DATA EXTRACT:
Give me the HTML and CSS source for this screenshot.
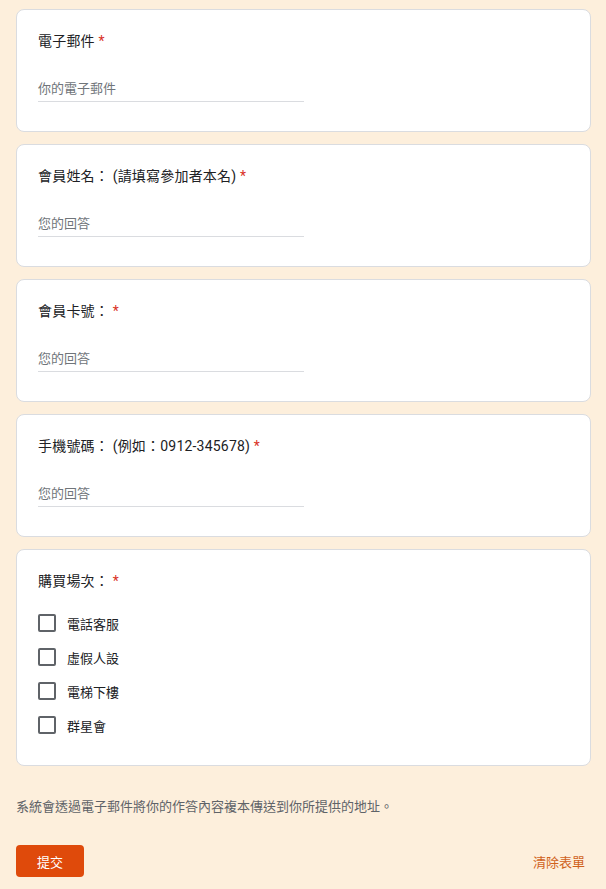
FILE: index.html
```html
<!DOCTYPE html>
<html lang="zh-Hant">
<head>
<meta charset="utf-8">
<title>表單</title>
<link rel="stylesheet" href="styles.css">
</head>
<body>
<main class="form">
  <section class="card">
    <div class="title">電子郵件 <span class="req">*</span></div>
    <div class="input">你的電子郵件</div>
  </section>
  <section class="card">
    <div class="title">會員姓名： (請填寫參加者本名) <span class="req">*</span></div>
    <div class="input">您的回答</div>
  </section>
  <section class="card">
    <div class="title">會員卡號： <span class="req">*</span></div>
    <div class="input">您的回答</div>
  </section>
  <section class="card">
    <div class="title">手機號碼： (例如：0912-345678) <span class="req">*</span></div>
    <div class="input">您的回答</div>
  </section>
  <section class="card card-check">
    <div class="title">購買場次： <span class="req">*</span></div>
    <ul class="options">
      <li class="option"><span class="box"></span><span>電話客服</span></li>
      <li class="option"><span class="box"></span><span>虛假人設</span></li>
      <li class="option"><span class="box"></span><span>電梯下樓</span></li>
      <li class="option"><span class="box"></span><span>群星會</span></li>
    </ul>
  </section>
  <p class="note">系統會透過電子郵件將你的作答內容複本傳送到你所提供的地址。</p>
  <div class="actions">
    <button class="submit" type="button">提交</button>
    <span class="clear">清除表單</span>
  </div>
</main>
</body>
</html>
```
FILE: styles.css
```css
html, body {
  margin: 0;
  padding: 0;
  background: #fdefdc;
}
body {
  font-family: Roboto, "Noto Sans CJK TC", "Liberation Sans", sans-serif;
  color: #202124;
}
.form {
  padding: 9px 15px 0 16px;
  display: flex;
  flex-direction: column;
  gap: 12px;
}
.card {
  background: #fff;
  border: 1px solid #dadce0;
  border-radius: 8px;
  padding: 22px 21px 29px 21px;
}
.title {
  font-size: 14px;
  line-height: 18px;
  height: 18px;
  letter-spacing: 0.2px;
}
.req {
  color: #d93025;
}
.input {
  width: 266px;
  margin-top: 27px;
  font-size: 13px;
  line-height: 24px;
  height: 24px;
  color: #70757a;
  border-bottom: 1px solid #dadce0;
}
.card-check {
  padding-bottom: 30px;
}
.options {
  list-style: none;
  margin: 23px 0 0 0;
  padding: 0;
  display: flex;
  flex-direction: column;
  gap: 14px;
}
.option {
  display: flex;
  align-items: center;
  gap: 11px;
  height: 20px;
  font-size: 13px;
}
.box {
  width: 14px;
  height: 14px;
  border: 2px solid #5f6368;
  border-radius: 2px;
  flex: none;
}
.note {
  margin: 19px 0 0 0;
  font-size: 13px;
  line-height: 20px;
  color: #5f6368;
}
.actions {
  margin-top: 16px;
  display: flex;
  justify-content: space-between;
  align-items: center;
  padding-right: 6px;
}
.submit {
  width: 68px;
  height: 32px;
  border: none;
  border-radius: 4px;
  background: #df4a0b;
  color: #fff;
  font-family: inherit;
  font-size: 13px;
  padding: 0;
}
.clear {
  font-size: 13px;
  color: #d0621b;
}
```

EXERCISE:
All of the material above should be reproduced exactly, except the pictures.

TASK RESPONSE:
Give me the HTML and CSS source for this screenshot.
FILE: index.html
```html
<!DOCTYPE html>
<html lang="zh-Hant">
<head>
<meta charset="utf-8">
<title>表單</title>
<link rel="stylesheet" href="styles.css">
</head>
<body>
<main class="form">
  <section class="card">
    <div class="title">電子郵件 <span class="req">*</span></div>
    <div class="input">你的電子郵件</div>
  </section>
  <section class="card">
    <div class="title">會員姓名： (請填寫參加者本名) <span class="req">*</span></div>
    <div class="input">您的回答</div>
  </section>
  <section class="card">
    <div class="title">會員卡號： <span class="req">*</span></div>
    <div class="input">您的回答</div>
  </section>
  <section class="card">
    <div class="title">手機號碼： (例如：0912-345678) <span class="req">*</span></div>
    <div class="input">您的回答</div>
  </section>
  <section class="card card-check">
    <div class="title">購買場次： <span class="req">*</span></div>
    <ul class="options">
      <li class="option"><span class="box"></span><span>電話客服</span></li>
      <li class="option"><span class="box"></span><span>虛假人設</span></li>
      <li class="option"><span class="box"></span><span>電梯下樓</span></li>
      <li class="option"><span class="box"></span><span>群星會</span></li>
    </ul>
  </section>
  <p class="note">系統會透過電子郵件將你的作答內容複本傳送到你所提供的地址。</p>
  <div class="actions">
    <button class="submit" type="button">提交</button>
    <span class="clear">清除表單</span>
  </div>
</main>
</body>
</html>
```
FILE: styles.css
```css
html, body {
  margin: 0;
  padding: 0;
  background: #fdefdc;
}
body {
  font-family: Roboto, "Noto Sans CJK TC", "Liberation Sans", sans-serif;
  color: #202124;
}
.form {
  padding: 9px 15px 0 16px;
  display: flex;
  flex-direction: column;
  gap: 12px;
}
.card {
  background: #fff;
  border: 1px solid #dadce0;
  border-radius: 8px;
  padding: 22px 21px 29px 21px;
}
.title {
  font-size: 14px;
  line-height: 18px;
  height: 18px;
  letter-spacing: 0.2px;
}
.req {
  color: #d93025;
}
.input {
  width: 266px;
  margin-top: 27px;
  font-size: 13px;
  line-height: 24px;
  height: 24px;
  color: #70757a;
  border-bottom: 1px solid #dadce0;
}
.card-check {
  padding-bottom: 30px;
}
.options {
  list-style: none;
  margin: 23px 0 0 0;
  padding: 0;
  display: flex;
  flex-direction: column;
  gap: 14px;
}
.option {
  display: flex;
  align-items: center;
  gap: 11px;
  height: 20px;
  font-size: 13px;
}
.box {
  width: 14px;
  height: 14px;
  border: 2px solid #5f6368;
  border-radius: 2px;
  flex: none;
}
.note {
  margin: 19px 0 0 0;
  font-size: 13px;
  line-height: 20px;
  color: #5f6368;
}
.actions {
  margin-top: 16px;
  display: flex;
  justify-content: space-between;
  align-items: center;
  padding-right: 6px;
}
.submit {
  width: 68px;
  height: 32px;
  border: none;
  border-radius: 4px;
  background: #df4a0b;
  color: #fff;
  font-family: inherit;
  font-size: 13px;
  padding: 0;
}
.clear {
  font-size: 13px;
  color: #d0621b;
}
```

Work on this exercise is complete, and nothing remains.